The head of the U.S. central bank has hinted at a possible interest rate hike next month. Federal Reserve Chair Janet Yellen says it could "become appropriate relatively soon." But she admits her job has been made that much more complicated by the election of Donald Trump. Our Washington correspondent Daniel Ryntjes reports.
Through the turmoil and division of Clinton vs Trump election, one thing has remained steady all along: an improving economy. And so Janet Yellen is telling Congress that she is readying the long-anticipated plan to gradually tighten the supply of money.
"My own judgment is looking at incoming economic data and developments thus far affecting the outlook, that the evidence we've seen since we met in November is consistent with our expectation of strengthening growth and improving labor market and inflation moving up. So we indicated that the case had strengthened for an increase in the federal funds rate and to my mind the evidence we've seen since that time remains consistent with the judgment the committee reached in November."
Raising rates impacts emerging markets by making dollar borrowing more expensive. But a stronger dollar can also be beneficial for some exporting nations because their products can become more competitive.
But Janet Yellen admits that the election has thrown up new uncertainties about what impact they will have on America's economic engine.

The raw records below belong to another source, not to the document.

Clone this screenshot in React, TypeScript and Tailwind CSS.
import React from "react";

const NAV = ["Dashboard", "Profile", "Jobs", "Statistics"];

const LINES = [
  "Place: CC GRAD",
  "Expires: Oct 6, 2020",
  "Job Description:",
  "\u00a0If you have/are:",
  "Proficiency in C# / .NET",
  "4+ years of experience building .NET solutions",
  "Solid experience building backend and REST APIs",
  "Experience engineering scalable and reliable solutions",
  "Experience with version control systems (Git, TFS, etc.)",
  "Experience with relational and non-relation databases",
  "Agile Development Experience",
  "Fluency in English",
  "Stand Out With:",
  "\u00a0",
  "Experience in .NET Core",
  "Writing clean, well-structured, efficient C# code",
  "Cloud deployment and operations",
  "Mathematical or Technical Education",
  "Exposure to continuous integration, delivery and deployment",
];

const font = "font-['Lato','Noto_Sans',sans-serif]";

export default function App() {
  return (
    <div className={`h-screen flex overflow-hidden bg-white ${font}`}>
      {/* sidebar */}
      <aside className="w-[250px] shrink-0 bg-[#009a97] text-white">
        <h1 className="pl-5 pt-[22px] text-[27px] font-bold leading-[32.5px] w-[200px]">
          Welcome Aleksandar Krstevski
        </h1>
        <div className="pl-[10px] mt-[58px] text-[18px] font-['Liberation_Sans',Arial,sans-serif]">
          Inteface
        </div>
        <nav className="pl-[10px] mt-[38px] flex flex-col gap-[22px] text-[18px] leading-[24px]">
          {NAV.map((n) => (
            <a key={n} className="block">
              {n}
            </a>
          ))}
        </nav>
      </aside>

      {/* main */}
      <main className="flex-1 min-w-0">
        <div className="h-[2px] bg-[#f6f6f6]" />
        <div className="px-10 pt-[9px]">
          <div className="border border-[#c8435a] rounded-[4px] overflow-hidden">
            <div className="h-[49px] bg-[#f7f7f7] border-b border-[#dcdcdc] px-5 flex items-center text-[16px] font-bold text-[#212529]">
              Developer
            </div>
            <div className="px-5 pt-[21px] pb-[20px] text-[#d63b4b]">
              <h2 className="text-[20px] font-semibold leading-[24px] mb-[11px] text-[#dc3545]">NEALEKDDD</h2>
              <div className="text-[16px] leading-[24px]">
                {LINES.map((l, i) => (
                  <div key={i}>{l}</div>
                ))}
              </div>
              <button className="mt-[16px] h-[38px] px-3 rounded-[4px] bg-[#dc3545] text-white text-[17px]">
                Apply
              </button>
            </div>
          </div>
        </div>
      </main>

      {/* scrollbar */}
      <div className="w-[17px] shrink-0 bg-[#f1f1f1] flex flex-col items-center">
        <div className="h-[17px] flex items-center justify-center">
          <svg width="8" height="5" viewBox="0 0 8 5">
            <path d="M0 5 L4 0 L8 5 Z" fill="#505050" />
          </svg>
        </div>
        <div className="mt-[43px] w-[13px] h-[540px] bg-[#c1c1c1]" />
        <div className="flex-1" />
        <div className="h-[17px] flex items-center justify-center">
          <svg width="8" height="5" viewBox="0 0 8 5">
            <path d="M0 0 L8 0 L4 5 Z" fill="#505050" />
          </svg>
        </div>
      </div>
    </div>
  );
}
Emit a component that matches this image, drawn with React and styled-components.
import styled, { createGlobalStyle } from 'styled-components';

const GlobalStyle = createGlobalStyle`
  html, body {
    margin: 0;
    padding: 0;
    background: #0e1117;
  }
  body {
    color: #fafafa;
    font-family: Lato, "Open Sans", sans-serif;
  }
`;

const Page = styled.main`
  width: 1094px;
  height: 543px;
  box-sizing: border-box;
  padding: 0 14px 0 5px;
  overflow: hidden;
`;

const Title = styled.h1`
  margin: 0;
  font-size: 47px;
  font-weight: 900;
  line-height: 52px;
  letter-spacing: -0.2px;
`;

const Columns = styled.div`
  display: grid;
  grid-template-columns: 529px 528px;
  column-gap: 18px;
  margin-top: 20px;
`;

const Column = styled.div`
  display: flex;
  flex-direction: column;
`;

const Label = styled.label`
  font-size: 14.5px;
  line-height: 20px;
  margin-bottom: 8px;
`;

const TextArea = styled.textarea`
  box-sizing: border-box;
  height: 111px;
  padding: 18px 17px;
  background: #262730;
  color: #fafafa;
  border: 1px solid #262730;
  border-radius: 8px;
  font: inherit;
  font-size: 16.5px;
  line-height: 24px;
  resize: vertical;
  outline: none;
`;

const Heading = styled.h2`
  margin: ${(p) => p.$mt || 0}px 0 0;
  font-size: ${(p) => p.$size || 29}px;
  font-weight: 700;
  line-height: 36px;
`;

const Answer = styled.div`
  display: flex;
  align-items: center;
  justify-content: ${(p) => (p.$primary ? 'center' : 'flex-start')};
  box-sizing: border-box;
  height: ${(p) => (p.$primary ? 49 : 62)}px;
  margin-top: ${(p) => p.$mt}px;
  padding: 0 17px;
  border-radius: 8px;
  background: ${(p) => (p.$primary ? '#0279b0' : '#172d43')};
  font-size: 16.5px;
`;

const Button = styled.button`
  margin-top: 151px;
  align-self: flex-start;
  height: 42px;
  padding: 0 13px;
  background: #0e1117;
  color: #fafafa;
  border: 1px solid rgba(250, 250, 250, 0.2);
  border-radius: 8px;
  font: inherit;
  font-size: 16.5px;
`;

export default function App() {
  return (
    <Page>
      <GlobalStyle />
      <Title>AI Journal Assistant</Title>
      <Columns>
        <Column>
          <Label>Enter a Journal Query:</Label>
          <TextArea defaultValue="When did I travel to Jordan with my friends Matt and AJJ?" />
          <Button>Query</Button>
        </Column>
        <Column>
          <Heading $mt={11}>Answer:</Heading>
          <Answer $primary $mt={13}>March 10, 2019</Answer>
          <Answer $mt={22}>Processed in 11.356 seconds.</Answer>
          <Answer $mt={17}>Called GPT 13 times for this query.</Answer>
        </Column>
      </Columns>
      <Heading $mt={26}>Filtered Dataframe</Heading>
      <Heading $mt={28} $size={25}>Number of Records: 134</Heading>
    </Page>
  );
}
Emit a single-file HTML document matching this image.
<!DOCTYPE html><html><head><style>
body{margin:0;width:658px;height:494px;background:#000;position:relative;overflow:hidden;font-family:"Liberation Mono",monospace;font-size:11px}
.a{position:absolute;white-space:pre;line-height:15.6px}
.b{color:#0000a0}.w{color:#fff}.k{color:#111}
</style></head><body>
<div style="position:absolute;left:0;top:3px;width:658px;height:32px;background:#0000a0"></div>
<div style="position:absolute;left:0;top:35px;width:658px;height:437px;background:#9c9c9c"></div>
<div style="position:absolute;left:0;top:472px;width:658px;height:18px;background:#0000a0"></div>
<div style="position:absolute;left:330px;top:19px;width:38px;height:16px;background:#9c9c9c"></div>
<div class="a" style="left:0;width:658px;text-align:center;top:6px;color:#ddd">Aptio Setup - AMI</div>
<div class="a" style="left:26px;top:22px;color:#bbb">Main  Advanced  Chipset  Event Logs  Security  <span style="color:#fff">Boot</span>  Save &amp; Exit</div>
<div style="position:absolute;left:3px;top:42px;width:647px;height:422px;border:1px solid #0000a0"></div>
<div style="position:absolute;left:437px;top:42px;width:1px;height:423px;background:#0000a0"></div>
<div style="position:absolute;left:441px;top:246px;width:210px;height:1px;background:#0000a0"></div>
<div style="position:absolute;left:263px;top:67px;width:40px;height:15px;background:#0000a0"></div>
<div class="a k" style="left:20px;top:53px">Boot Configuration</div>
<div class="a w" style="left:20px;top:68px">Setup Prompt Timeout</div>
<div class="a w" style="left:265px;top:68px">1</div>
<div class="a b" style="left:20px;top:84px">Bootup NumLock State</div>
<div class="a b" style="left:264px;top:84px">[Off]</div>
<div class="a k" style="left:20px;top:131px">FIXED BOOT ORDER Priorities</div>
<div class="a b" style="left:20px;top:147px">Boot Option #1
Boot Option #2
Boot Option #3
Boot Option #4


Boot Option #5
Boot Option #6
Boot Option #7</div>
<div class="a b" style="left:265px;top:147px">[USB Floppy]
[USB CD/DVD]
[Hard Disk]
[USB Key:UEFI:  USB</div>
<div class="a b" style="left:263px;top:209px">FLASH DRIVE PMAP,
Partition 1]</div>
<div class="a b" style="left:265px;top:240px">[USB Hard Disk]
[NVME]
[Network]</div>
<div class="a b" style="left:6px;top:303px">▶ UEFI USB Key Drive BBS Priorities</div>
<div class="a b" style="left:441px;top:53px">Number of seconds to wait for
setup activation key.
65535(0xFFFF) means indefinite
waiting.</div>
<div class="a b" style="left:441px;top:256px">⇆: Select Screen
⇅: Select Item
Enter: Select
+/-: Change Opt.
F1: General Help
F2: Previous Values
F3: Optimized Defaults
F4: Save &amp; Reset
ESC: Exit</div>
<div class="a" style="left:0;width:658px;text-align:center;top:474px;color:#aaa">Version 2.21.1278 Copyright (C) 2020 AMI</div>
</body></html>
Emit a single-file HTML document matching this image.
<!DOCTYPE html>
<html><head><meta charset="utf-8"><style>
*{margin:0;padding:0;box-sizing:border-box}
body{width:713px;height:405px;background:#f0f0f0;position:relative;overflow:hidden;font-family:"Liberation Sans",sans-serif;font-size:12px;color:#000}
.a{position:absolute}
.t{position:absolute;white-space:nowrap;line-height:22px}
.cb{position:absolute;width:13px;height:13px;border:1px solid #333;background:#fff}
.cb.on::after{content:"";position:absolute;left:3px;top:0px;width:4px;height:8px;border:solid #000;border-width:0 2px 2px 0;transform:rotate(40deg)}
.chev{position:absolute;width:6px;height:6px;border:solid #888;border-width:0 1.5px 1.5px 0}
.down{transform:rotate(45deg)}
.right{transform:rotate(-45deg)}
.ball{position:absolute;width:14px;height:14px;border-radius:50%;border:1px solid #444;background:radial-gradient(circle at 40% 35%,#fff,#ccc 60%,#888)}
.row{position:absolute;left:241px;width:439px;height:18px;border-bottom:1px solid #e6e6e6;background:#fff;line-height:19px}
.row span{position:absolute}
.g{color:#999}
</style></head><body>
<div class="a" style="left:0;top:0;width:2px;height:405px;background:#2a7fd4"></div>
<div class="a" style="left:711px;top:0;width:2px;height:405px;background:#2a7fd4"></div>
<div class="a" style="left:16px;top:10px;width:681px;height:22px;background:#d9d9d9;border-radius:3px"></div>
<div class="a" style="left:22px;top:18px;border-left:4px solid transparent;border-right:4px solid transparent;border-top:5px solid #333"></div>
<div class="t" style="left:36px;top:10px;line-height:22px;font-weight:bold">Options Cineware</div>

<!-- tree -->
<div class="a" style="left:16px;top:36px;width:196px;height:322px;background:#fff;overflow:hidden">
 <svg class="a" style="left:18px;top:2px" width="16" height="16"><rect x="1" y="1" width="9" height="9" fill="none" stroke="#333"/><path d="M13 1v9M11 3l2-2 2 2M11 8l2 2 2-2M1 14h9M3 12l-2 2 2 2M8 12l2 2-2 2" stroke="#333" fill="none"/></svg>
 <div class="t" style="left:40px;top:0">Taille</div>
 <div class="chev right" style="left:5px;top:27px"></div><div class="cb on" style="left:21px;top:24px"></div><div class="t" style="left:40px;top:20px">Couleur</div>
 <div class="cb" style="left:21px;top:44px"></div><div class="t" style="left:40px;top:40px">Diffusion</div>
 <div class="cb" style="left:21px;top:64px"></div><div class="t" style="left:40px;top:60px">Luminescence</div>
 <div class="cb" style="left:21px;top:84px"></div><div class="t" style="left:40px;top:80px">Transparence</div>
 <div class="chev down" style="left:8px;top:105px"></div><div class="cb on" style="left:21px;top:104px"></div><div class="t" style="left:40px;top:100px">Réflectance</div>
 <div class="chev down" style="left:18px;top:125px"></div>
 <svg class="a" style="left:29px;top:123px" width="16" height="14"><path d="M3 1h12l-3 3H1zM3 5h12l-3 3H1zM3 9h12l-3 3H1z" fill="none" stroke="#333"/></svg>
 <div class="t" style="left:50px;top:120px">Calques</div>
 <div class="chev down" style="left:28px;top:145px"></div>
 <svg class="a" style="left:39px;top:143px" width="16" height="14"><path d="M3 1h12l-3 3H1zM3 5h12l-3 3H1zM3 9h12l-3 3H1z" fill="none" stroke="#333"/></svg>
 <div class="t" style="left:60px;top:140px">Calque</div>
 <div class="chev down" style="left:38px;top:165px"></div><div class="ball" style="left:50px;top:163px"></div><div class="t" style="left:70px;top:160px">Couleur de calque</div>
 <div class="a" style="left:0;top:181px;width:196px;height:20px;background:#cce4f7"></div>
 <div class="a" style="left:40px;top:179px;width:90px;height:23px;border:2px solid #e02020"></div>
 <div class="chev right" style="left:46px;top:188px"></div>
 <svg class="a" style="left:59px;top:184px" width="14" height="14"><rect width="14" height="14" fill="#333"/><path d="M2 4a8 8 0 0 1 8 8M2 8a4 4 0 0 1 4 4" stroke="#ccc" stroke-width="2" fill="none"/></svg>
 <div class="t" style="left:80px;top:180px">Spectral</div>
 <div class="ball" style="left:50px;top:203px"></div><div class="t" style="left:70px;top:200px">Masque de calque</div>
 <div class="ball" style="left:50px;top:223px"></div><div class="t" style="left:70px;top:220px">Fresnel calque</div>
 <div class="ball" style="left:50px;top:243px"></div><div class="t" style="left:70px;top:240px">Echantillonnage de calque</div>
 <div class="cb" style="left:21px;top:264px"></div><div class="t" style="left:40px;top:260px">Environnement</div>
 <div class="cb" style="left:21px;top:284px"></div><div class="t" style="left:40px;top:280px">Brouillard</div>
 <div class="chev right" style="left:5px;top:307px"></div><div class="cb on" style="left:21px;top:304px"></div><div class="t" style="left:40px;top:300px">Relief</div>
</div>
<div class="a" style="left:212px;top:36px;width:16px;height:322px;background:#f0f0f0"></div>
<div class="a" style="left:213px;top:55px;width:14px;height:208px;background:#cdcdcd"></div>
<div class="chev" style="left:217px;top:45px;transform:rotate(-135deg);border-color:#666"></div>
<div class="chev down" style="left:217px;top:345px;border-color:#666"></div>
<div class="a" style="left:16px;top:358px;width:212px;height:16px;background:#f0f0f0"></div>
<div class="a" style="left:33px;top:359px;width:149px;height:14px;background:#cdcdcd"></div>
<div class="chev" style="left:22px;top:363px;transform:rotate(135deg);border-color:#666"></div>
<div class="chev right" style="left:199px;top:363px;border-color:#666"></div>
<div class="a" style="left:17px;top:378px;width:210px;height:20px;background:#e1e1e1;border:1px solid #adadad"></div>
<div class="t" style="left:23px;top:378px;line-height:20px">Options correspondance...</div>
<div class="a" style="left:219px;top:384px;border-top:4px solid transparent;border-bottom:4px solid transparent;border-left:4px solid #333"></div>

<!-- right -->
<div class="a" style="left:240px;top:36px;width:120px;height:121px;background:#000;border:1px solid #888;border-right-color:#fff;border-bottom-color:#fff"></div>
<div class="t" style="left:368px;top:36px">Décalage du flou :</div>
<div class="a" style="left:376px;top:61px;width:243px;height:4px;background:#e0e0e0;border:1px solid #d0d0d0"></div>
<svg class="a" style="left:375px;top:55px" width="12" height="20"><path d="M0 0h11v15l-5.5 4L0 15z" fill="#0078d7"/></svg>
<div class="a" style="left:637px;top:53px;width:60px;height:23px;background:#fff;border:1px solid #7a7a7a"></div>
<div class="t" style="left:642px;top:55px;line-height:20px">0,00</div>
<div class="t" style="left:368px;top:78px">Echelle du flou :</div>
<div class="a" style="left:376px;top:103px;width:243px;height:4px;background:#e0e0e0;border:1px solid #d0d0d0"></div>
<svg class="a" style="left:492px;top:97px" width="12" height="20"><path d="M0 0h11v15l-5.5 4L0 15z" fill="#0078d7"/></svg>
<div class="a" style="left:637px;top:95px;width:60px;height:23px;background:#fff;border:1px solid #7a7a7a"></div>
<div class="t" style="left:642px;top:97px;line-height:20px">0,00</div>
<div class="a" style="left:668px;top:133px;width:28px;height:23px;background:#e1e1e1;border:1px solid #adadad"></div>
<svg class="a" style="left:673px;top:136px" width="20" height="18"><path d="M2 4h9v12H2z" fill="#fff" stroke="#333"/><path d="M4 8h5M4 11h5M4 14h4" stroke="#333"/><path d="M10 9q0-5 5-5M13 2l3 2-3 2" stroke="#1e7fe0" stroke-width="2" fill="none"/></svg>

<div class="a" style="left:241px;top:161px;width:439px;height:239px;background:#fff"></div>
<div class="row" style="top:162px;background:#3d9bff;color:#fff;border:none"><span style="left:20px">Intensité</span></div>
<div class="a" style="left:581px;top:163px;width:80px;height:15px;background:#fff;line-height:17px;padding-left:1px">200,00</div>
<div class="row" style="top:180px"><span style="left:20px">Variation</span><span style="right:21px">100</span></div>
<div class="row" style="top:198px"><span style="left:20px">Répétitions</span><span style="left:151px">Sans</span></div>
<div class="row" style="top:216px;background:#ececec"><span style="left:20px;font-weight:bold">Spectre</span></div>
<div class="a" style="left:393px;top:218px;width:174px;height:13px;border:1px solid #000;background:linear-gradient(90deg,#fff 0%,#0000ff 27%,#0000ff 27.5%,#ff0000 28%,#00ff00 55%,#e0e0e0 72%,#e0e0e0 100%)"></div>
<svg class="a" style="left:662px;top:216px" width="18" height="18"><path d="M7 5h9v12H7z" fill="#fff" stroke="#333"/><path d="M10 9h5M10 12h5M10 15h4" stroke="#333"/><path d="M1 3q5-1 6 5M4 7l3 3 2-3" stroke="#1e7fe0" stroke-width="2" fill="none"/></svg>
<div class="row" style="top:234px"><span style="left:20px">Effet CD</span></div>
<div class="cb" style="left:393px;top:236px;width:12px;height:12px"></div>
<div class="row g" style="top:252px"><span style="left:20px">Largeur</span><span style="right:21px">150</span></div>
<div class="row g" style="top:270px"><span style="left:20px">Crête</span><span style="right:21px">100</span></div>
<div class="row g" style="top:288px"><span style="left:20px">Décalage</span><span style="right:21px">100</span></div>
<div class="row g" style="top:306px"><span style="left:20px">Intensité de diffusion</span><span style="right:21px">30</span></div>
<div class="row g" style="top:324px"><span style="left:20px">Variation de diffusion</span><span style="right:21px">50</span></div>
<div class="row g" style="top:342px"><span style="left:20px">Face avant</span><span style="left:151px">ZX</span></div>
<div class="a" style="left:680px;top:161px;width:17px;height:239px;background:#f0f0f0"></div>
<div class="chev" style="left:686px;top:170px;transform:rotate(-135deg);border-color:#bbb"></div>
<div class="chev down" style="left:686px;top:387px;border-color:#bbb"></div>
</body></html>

Donald Trump has risen on a wave of populism fueled by his calls to "drain the swamp" and upend conventional political structures.
The Fed Chair is warning that central bankers around the world should be excluded from such impulses.
She said, "There is clear evidence of better outcomes in countries where central banks can take the long view and are not subject to short-term political pressures. Sometimes central banks need to do things that are not immediately popular for the health of the economy. And we've really seen terrible economic outcomes in countries where central banks have been subject to political pressure."
Donald Trump has promised to lower taxes, spend on infrastructure, revive traditional industries and tear up trade deals. Such policies could lead to higher prices domestically and prompt the Fed to raise rates at a faster pace, in order to keep inflation in check.
"But as Team Obama begins handing over to the still-nascent Team Trump, Janet Yellen says it's still too early to draw conclusions about how this might impact monetary policy heading into 2017," Daniel Ryntjes said.